Non tax residents in Germany: are liable to pay tax on German-source income.
Individuals will be regarded as tax residents:
- if their domicile is in Germany,
- if their habitual abode is in Germany, i.e. if they stay for an uninterrupted period of 6 months, which may fall across two years.
Married persons are usually assessed jointly, but can opt to be assessed separately.
Taxable income includes:
- income from employment, self-employment, business and real-estate. Employment income includes any amount in cash or in kind received by the employee for their work. The employer has to withhold income tax at source together with a solidarity surcharge of 5.5% on the tax amount due.
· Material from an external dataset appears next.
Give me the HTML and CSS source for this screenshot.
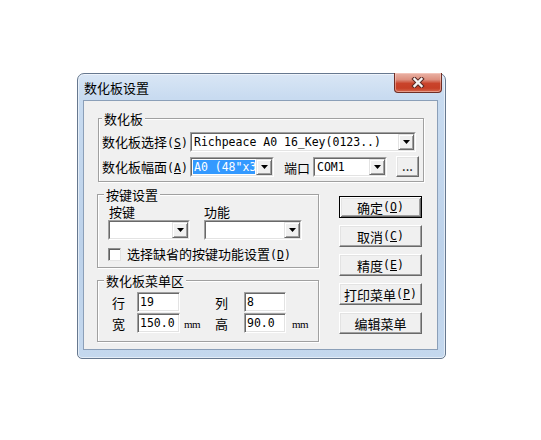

Certain deductions are permissible for 2012 including:
- expenses incurred to create or maintain income,
- employee lump sum deduction (limited amount) without receipts,
- there are complicated rules for the deduction of insurance contributions. 74% of up to EUR 14'800 to the obligatory State pension scheme and to certain private pension schemes are deductible if the scheme provides monthly payments or a lifelon annuity not before the age of 60. This figure will be increased by 2% each year up to the year 2025,
- contributions to health, accident, unemployment and liability insurance and to the insurance for nursing care may also be deducted,
- school fees for children under certain conditions,
Tax free allowances for 2012 include:
- basic allowance of EUR 8’004,
- child allowances of EUR 2'184 per child per year + certain allowances for childcare and upbringing.
Income tax rates for 2012:
Income tax is imposed at progressive rates using complex tables. The lowest rate in 2012 is 14%. It goes up to 42% for income over EUR 52’882. Since 2007 a special rate for the “rich” (“Reichensteuer”) of 45% for income over EUR 250’730 for single persons (double for jointly assessed spouses) is applied.
Tax returns are due by 31 May the following year.